The offense was obviously rolling. Kyle Schwarber and Tommy LaStella both hit dingers. Jason Heyward had a couple hits in big spots. Anthony Rizzo hit a booming double. But the story of this game was Mike Montgomery. Montgomery, who is only in the rotation because Jon Lester is hurt, ended his night with a line of six innings pitched, four hits, one walk, four strikeouts, and no runs allowed. The left hander might find his way into the rotation next year assuming Lackey and Arrieta don’t return, and starts like this make it easy to get used to the idea. Montgomery was hitting his spots all night while throwing a knee-buckling curve.
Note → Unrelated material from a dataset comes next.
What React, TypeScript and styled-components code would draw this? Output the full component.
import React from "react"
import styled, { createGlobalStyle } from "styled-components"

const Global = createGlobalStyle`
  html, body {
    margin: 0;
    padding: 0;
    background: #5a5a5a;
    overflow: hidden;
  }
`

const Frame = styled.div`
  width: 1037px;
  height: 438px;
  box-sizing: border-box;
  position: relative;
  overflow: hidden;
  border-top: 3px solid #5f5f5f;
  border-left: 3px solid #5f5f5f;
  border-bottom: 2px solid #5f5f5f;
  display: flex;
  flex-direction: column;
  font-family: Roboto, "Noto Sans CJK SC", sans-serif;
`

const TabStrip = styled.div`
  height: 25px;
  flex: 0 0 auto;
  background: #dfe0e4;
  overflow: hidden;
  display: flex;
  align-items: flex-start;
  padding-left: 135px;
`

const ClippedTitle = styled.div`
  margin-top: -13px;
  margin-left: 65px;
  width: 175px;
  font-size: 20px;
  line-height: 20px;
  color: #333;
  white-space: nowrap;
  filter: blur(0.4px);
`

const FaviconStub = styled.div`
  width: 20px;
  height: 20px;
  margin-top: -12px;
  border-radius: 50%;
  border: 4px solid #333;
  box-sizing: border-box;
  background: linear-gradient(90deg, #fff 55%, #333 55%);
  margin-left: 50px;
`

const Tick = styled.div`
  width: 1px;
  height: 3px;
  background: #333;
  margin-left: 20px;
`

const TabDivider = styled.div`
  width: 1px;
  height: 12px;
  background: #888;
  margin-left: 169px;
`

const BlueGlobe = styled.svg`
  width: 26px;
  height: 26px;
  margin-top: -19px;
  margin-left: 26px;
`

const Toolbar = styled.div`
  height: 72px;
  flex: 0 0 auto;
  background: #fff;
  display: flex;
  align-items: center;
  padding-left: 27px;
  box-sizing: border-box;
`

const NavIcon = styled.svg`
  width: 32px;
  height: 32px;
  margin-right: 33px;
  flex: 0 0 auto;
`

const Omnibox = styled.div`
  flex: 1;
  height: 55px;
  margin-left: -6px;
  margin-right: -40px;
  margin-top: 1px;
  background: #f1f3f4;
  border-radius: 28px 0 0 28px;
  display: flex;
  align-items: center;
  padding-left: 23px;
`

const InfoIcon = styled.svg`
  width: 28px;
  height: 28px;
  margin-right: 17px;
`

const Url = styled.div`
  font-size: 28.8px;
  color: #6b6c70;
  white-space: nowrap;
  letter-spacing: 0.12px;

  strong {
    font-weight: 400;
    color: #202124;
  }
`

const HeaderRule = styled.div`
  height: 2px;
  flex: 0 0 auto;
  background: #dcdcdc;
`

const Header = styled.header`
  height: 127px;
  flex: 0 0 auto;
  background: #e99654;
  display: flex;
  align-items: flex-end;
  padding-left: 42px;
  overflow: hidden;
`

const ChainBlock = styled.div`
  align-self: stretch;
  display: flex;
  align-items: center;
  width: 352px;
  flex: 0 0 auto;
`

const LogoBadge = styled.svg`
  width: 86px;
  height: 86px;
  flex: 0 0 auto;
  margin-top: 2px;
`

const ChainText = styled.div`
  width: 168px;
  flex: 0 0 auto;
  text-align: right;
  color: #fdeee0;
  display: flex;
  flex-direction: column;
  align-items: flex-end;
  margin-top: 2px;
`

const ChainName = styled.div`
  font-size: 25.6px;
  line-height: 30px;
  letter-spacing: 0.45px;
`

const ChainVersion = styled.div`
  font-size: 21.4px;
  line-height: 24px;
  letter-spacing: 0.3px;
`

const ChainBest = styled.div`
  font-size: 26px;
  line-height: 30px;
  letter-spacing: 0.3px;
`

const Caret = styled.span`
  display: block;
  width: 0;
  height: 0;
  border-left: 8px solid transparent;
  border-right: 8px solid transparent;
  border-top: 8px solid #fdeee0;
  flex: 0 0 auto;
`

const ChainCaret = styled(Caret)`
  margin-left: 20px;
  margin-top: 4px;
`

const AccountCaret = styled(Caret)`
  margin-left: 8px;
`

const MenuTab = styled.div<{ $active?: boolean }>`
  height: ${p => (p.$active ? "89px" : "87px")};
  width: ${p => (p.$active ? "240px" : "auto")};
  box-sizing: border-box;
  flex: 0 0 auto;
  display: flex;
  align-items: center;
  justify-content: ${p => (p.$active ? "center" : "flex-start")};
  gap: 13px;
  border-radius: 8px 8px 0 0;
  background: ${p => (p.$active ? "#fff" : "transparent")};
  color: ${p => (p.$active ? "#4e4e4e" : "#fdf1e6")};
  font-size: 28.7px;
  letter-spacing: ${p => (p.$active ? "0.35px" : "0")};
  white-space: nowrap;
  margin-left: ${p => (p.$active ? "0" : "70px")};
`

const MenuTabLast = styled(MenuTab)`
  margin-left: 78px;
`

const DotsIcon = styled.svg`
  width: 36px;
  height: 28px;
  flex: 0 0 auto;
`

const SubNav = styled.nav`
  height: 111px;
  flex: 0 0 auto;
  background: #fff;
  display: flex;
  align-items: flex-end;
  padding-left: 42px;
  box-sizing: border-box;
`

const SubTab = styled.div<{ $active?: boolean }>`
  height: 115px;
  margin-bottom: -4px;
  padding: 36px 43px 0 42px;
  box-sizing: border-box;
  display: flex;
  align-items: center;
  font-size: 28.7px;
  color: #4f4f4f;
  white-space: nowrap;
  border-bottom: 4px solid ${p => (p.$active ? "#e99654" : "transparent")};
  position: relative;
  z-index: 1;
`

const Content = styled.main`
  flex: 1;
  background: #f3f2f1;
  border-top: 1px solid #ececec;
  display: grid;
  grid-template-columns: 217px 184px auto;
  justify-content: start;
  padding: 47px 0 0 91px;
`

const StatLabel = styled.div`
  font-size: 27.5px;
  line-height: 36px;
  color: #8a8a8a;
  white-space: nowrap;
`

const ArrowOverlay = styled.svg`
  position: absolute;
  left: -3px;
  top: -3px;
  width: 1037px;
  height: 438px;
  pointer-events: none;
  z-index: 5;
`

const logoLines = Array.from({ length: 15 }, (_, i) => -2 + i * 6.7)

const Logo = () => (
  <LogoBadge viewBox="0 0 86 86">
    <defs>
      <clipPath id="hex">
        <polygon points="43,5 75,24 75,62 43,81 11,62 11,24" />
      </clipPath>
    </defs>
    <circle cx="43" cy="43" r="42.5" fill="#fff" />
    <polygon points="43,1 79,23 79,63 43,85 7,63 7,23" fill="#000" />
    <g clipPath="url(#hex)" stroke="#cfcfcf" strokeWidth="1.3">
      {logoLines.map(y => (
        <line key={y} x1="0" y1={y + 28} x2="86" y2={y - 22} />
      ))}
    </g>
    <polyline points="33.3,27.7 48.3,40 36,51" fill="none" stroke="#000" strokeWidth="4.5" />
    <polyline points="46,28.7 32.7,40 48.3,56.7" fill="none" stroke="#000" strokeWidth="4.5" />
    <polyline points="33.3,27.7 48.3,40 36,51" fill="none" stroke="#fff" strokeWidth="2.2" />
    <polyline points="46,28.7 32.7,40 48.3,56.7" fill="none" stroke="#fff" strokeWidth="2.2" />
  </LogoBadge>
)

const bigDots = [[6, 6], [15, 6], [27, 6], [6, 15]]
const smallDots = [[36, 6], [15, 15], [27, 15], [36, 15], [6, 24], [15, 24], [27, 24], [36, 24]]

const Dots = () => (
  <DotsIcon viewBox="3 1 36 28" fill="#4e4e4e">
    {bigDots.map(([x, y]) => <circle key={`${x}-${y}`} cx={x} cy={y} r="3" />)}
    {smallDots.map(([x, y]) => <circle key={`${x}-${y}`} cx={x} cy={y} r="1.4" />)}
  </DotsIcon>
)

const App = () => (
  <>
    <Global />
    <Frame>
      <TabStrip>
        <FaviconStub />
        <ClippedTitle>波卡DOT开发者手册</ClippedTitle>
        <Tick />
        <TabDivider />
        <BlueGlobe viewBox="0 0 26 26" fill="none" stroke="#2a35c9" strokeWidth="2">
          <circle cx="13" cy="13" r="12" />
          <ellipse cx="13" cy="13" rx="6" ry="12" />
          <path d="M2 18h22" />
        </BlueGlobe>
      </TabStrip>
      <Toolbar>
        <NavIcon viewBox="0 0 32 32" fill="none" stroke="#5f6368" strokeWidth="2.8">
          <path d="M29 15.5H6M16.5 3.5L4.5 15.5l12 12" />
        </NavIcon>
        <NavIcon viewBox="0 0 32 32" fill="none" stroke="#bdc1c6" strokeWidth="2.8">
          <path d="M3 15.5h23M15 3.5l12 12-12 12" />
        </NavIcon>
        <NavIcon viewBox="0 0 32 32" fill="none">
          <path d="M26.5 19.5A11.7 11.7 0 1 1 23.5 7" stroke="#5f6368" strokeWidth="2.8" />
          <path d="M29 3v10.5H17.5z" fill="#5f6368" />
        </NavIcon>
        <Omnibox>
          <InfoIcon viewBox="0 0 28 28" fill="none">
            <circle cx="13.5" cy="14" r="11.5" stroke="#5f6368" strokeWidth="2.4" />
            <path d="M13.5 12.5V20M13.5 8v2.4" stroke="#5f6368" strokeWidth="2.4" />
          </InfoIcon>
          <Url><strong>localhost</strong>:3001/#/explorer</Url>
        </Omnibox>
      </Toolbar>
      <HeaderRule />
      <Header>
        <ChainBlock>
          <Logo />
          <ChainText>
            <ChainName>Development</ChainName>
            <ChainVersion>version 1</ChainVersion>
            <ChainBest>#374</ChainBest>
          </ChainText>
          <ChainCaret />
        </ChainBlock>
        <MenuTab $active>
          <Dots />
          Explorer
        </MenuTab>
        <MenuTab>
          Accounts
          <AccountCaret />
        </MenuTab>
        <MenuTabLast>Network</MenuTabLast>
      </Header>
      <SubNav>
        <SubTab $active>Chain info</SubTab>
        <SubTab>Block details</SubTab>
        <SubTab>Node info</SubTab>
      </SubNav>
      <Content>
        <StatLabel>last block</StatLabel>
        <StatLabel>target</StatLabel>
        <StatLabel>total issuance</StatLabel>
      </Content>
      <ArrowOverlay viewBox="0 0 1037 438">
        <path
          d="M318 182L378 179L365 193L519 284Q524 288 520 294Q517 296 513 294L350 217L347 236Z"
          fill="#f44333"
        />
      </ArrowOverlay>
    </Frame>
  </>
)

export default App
He got into trouble a couple times, once in the first and again in the third, but he was able to pitch out of both jams while getting some help from Javy Baez at short. MLB has decided to not make the video of the double play he started embeddable, so just close your eyes and imagine Baez doing Baez things.
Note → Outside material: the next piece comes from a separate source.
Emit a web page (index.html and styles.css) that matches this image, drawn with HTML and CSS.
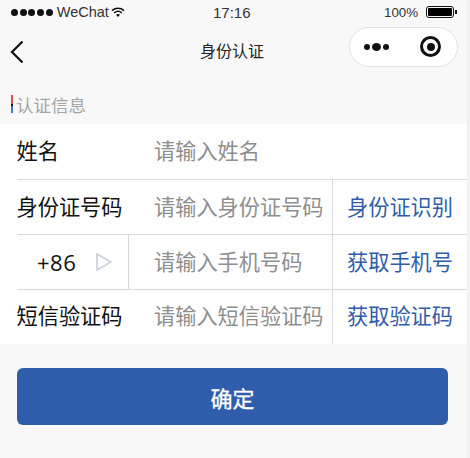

After the third, Montgomery was nearly untouchable. Montgomery’s strong start coupled with the offenses’ outburst allowed Joe Maddon to get some low-leverage work in for some of the beleaguered members of the bullpen. Justin Wilson got an inning of work in. Koji Uehara pitched his first full inning since going on the DL.

And then Hector Rondon came in. Last week against the Reds, Rondon gave up two home runs in an inning. They were the first Rondon had given up since June 14, so it seemed like a blip. But then Rondon gave up a trio of home runs to Joey Votto, Eugenio Suarez, and Scott Schebler. Over the last week, Rondon has given up eight runs over five innings, but only seven of those were earned, so he’s just been terrible not atrocious.

Everyone else was pretty danged good, though! The only guy in the line-up to not get a hit was Ben Zobrist, and he walked twice. On a day where the Brewers lost a game to the Giants on a check-swing double, the Cubs reminded us that the NL Central shouldn’t have been a contest in the first place.

Top WPA Play

Jason Heyward’s two-run single in the first inning. (+0.143)

Bottom WPA Play

Josh Harrison’s walk-off homer off Rich Hill in the bottom of the tenth.